これは預貯金とは大きく違う点で、相続人に手間がかかる要因の一つとなっています。

8.株は損をしない財産であること
これも相続とは直接関係はありませんが、ハイリスクハイリターンの代表のように語られる株式投資ですが、実は統計的に長いレンジで見ていると必ず株価は上がるそうです。
個別銘柄では倒産リスクなどがありますが、分散投資や積立投資をしていれば価格は上下30%の範囲で上昇と下落を繰り返しながらも、10年を超える期間でリターンを見ると右肩上がりの直線に集約されるそうです。
リスク資産と思われがちな株も、長期の目線で見るとリスクはかなり低くなるそうですので、先入観だけで金融商品投資を毛嫌いするのはもったいないかもしれません。
(一部長期保有に適さない銘柄もありますので、一般論としてお考え下さい)

 

ネット証券の普及やNISAなど少額での投資手法が拡大し、相続財産に上場株式などが含まれるケースは今後増えてくると思われます。
当然、相続税計算と遺産分割における評価の複雑さに加え、金融投資商品に対する相続人の知識不足や非親和性(そもそも好きじゃない)が問題になるケースも増えると思われます。
この分野の知識を深めることもそうですが、なによりも相談できる専門家との関係構築について考えさせられたセミナーでした。

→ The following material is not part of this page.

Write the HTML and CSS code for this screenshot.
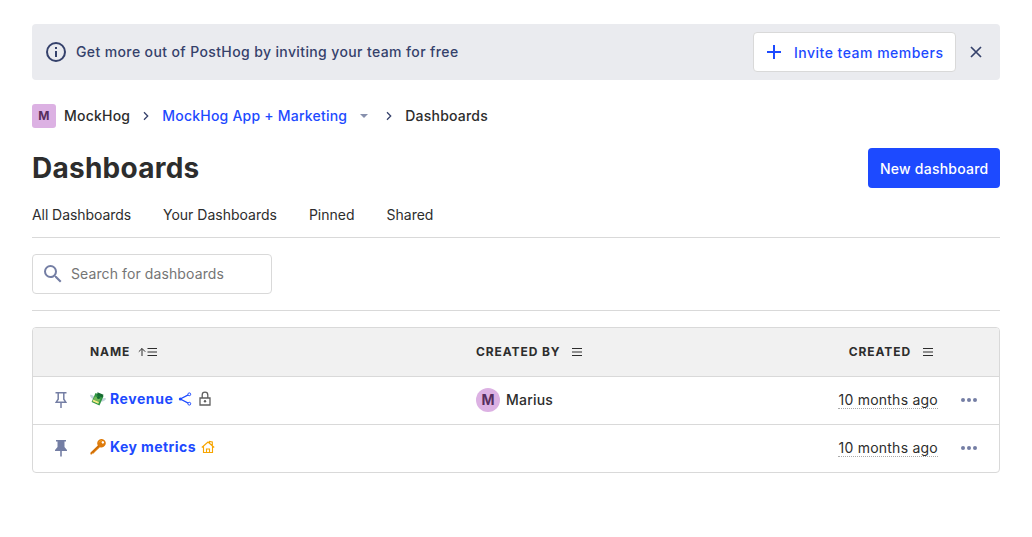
FILE: index.html
```html
<!DOCTYPE html>
<html lang="en">
<head>
<meta charset="utf-8">
<title>Dashboards</title>
<link rel="stylesheet" href="styles.css">
</head>
<body>
<main class="page">
  <section class="banner">
    <svg class="icon24 banner-icon" viewBox="0 0 24 24"><path fill="currentColor" d="M11 7h2v2h-2zm0 4h2v6h-2zm1-9a10 10 0 1 0 0 20 10 10 0 0 0 0-20zm0 18a8 8 0 1 1 0-16 8 8 0 0 1 0 16z"/></svg>
    <span class="banner-text">Get more out of PostHog by inviting your team for free</span>
    <button class="button secondary"><svg viewBox="0 0 16 16" width="16" height="16"><path fill="currentColor" d="M7 1h2v6h6v2H9v6H7V9H1V7h6z"/></svg><span>Invite team members</span></button>
    <button class="close" aria-label="close"><svg viewBox="0 0 16 16" width="16" height="16"><path d="M3 3l10 10M13 3L3 13" stroke="currentColor" stroke-width="1.7"/></svg></button>
  </section>
  <nav class="crumbs">
    <span class="lettermark">M</span>
    <span class="crumb org">MockHog</span>
    <svg class="chevron" viewBox="0 0 8 12"><path d="M2 2.3L5.7 6 2 9.7"/></svg>
    <a class="crumb project">MockHog App + Marketing</a>
    <svg class="caret" viewBox="0 0 8 4"><path d="M0 0h8L4 4z" fill="#8790ad"/></svg>
    <svg class="chevron second" viewBox="0 0 8 12"><path d="M2 2.3L5.7 6 2 9.7"/></svg>
    <span class="crumb">Dashboards</span>
  </nav>
  <header class="title-row">
    <h1>Dashboards</h1>
    <button class="button primary">New dashboard</button>
  </header>
  <nav class="tabs"><a class="all">All Dashboards</a><a>Your Dashboards</a><a>Pinned</a><a>Shared</a></nav>
  <div class="filters">
    <label class="search">
      <svg class="icon24" viewBox="0 0 24 24"><path fill="currentColor" d="M15.5 14h-.79l-.28-.27A6.47 6.47 0 0 0 16 9.5 6.5 6.5 0 1 0 9.5 16c1.61 0 3.09-.59 4.23-1.57l.27.28v.79l5 4.99L20.49 19l-4.99-5zm-6 0a4.5 4.5 0 1 1 0-9 4.5 4.5 0 0 1 0 9z"/></svg>
      <input type="text" placeholder="Search for dashboards">
    </label>
  </div>
  <div class="table">
    <div class="row head">
      <span></span>
      <span class="th">Name <svg class="sort up" viewBox="0 0 20 10"><path d="M4 9V1.500M.8 4.700L4 1.500l3.200 3.200M9.500 1.500h9.500M9.500 5h9.500M9.500 8.500h9.500"/></svg></span>
      <span class="th">Created by <svg class="sort" viewBox="0 0 10 10"><path d="M0 1.500h10M0 5h10M0 8.500h10"/></svg></span>
      <span class="th right">Created <svg class="sort" viewBox="0 0 10 10"><path d="M0 1.500h10M0 5h10M0 8.500h10"/></svg></span>
      <span></span>
    </div>
    <div class="row">
      <svg class="pin" viewBox="0 0 12 18"><path d="M.5 1.700h11M3.200 2v6.200L1.200 11.200h9.600L8.800 8.200V2M6 11v6" fill="none" stroke="currentColor" stroke-width="1.500"/></svg>
      <span class="name">
        <svg class="emoji" viewBox="0 0 16 16"><path d="M4.500 6.500C3.500 4.300 1.500 3.300 0 4c.2 1.600 1 3.100 3 3.900M11 9c1-1.500 3-2.600 5-1.500-.3 1.700-1.800 2.900-4.500 3.200" fill="#c5d3dc"/><path d="M5.500 2L13.500 5.300 9.500 14.500 1.600 11z" fill="#2f9543"/><path d="M7.500 1.200l6 2.600-1 2.600-5.500-2z" fill="#166b31"/><path d="M4.800 5.200L10.500 7.700l-1.300 3.300-5.700-2.500z" fill="#72b858"/><path d="M3.200 8.500l5.800 2.500-.7 1.700-5.800-2.500z" fill="#f5eb86"/><circle cx="8.500" cy="6.600" r="1.500" fill="#136d31"/></svg>
        <a class="revenue">Revenue</a>
        <svg class="share" viewBox="0 0 14 14"><path d="M11.200 2.400L2.300 7l8.900 4.600" fill="none" stroke="currentColor" stroke-width="1.200"/><circle cx="11.300" cy="2.300" r="1.400" fill="#fff" stroke="currentColor"/><circle cx="11.300" cy="11.700" r="1.400" fill="#fff" stroke="currentColor"/><circle cx="2.300" cy="7" r="1.500" fill="currentColor"/></svg>
        <svg class="lock" viewBox="0 0 14 16"><path d="M2 7h10v7H2zM4.200 7V4a2.800 2.800 0 0 1 5.600 0v3" fill="none" stroke="currentColor" stroke-width="1.300"/><circle cx="7" cy="10.200" r="1.200" fill="currentColor"/></svg>
      </span>
      <span class="person"><i class="avatar">M</i>Marius</span>
      <span class="right"><span class="date">10 months ago</span></span>
      <svg class="more" viewBox="0 0 16 4"><circle cx="2" cy="2" r="2"/><circle cx="8" cy="2" r="2"/><circle cx="14" cy="2" r="2"/></svg>
    </div>
    <div class="row">
      <svg class="pin" viewBox="0 0 12 18"><path d="M1 1h10v1.500H9.500V8l2.500 3v1H6.800v5.500H5.200V12H0v-1l2.500-3V2.500H1z" fill="currentColor"/></svg>
      <span class="name">
        <svg class="emoji" viewBox="0 0 16 16"><path fill="#de7b0b" fill-rule="evenodd" d="M8.300 1.600a4.200 4.200 0 0 1 5.900-.6l.8.800a4.300 4.300 0 0 1-5.100 6.400L4.400 13.400l-.5 1.100-1.200-.2-.8 1.200L.3 15.200l.2-1.600L7.800 6.500a4.300 4.300 0 0 1 .5-4.900zM12 2.500a1.200 1.200 0 1 0 1.700 1.700A1.200 1.200 0 0 0 12 2.500z"/><path d="M1.200 14.200l7.700-7.400" stroke="#b95e09" stroke-width=".8"/><path d="M9 3.500a2.800 2.800 0 0 1 3-1.800" fill="none" stroke="#f9a52b"/></svg>
        <a>Key metrics</a>
        <svg class="home" viewBox="0 0 14 14"><path d="M.8 7.500L7 2l6.200 5.500M2.500 6.500v6h9v-6M5.500 12.500V9h3v3.500M8.500 3V1.500l2.800.5v3.200" fill="none" stroke="currentColor" stroke-width="1.150"/></svg>
      </span>
      <span></span>
      <span class="right"><span class="date">10 months ago</span></span>
      <svg class="more" viewBox="0 0 16 4"><circle cx="2" cy="2" r="2"/><circle cx="8" cy="2" r="2"/><circle cx="14" cy="2" r="2"/></svg>
    </div>
  </div>
</main>
</body>
</html>
```
FILE: styles.css
```css
* { box-sizing: border-box; }
body { margin: 0; background: #fff; color: #2d2d2d; font: 14px/20px Inter, sans-serif; }
svg { flex: none; display: block; }
button, input { font: inherit; }
.page { padding: 24px 32px; }
.icon24 { width: 24px; height: 24px; }
.banner { display: flex; align-items: center; height: 56px; padding: 0 12px; border-radius: 4px; background: #eaebef; color: #35416b; font-weight: 500; }
.banner-text { margin-left: 8px; flex: 1; letter-spacing: .38px; }
.button { height: 40px; display: flex; align-items: center; border-radius: 4px; font-weight: 500; padding: 2px 12px 0; white-space: nowrap; }
.secondary { border: 1px solid #d9d9d9; background: #fff; color: #1d4aff; gap: 12px; width: 203px; letter-spacing: .49px; }
.secondary svg { margin-top: -2px; }
.primary { border: 0; background: #1d4aff; color: #fff; width: 132px; letter-spacing: .23px; }
.close { border: 0; background: none; padding: 0; margin: 0 4px 0 12px; color: #35416b; }
.crumbs { display: flex; align-items: center; height: 24px; margin-top: 24px; font-weight: 500; letter-spacing: .22px; }
.lettermark { width: 24px; height: 24px; border-radius: 3px; background: #dcb1e3; color: #572e5e; font-size: 12px; font-weight: 700; line-height: 24px; text-align: center; margin-right: 8px; }
.chevron { width: 8px; height: 12px; margin: 0 12px; fill: none; stroke: #35416b; stroke-width: 1.300; }
.project, .name a { color: #1d4aff; }
.project { width: 186px; white-space: nowrap; }
.caret { width: 8px; height: 4px; margin-left: 12px; }
.second { margin-left: 17px; }
.title-row { display: flex; justify-content: space-between; align-items: center; margin-top: 20px; }
h1 { margin: 0; font-size: 28px; line-height: 40px; font-weight: 700; letter-spacing: .25px; }
.tabs { display: flex; gap: 32px; height: 50px; padding-top: 17px; border-bottom: 1px solid #d9d9d9; }
.tabs .all { letter-spacing: -.07px; }
.filters { padding: 16px 0; border-bottom: 1px solid #d9d9d9; }
.search { display: flex; align-items: center; width: 240px; height: 40px; border: 1px solid #d9d9d9; border-radius: 4px; padding: 0 8px; color: #747ea4; }
.search input { border: 0; outline: 0; width: 180px; padding: 0; margin-left: 6px; background: none; letter-spacing: .1px; }
.search input::placeholder { color: #757575; opacity: 1; }
.table { margin-top: 16px; border: 1px solid #d9d9d9; border-radius: 4px; overflow: hidden; }
.row { display: grid; grid-template-columns: 57px 386px 1fr 200px 61px; align-items: center; height: 48px; padding-bottom: 2px; border-top: 1px solid #d9d9d9; }
.head { height: 48px; padding: 0; border: 0; background: #f1f1f1; }
.th { display: flex; align-items: center; font-size: 12px; font-weight: 700; letter-spacing: .9px; text-transform: uppercase; }
.sort { width: 10px; height: 10px; margin-left: 12px; fill: none; stroke: #2d2d2d; stroke-width: 1; }
.up { width: 20px; margin-left: 8px; }
.right { justify-self: end; }
.th.right { margin-right: 5px; }
.pin { width: 12px; height: 18px; margin-left: 22px; color: #747ea4; }
.name { display: flex; align-items: center; font-weight: 700; height: 20px; margin-top: -2px; letter-spacing: .43px; }
.name .revenue { letter-spacing: .57px; }
.emoji { width: 16px; height: 16px; margin-right: 4px; }
.share { width: 14px; height: 14px; margin-left: 5px; color: #1d4aff; }
.lock { width: 14px; height: 16px; margin-left: 6px; color: #5f5f5f; }
.home { width: 14px; height: 14px; margin-left: 5px; color: #f7a501; }
.person { display: flex; align-items: center; font-weight: 500; letter-spacing: .2px; }
.avatar { width: 24px; height: 24px; margin-right: 6px; border-radius: 50%; background: #dcb1e3; color: #572e5e; font-style: normal; font-weight: 700; line-height: 24px; text-align: center; }
.date { display: block; height: 19px; border-bottom: 1px dotted #aaa; letter-spacing: .24px; }
.more { width: 16px; height: 4px; margin-left: 23px; fill: #747ea4; }
```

尚、ここからは個人的な意見ですが、株式投資は少額の自己資金で手軽に始められ、先にも書きましたが保有の手間がかからないという点においては不動産投資よりもはるかに優れていると思います。
一方、不動産投資は初期費用が多額で、多くの場合金融機関からの借り入れを伴いますのでハードルの高さはけた違いです。
但し、不動産投資は自己資金を少なくし借入比率を高めることがレバレッジ効果による高収益性の源泉となりますので、自己資金で完結できることがメリットなのかデメリットなのかといえばこれは一概には言えません。
余裕資金で行う株式投資と借り入れを伴う不動産投資とではそもそも投資スタイルが異なっていますので、もし投資を検討するのであればどちらが良いではなく、まずは個人的な価値観に合っているのはどちらなのかという観点が非常に重要になると思います。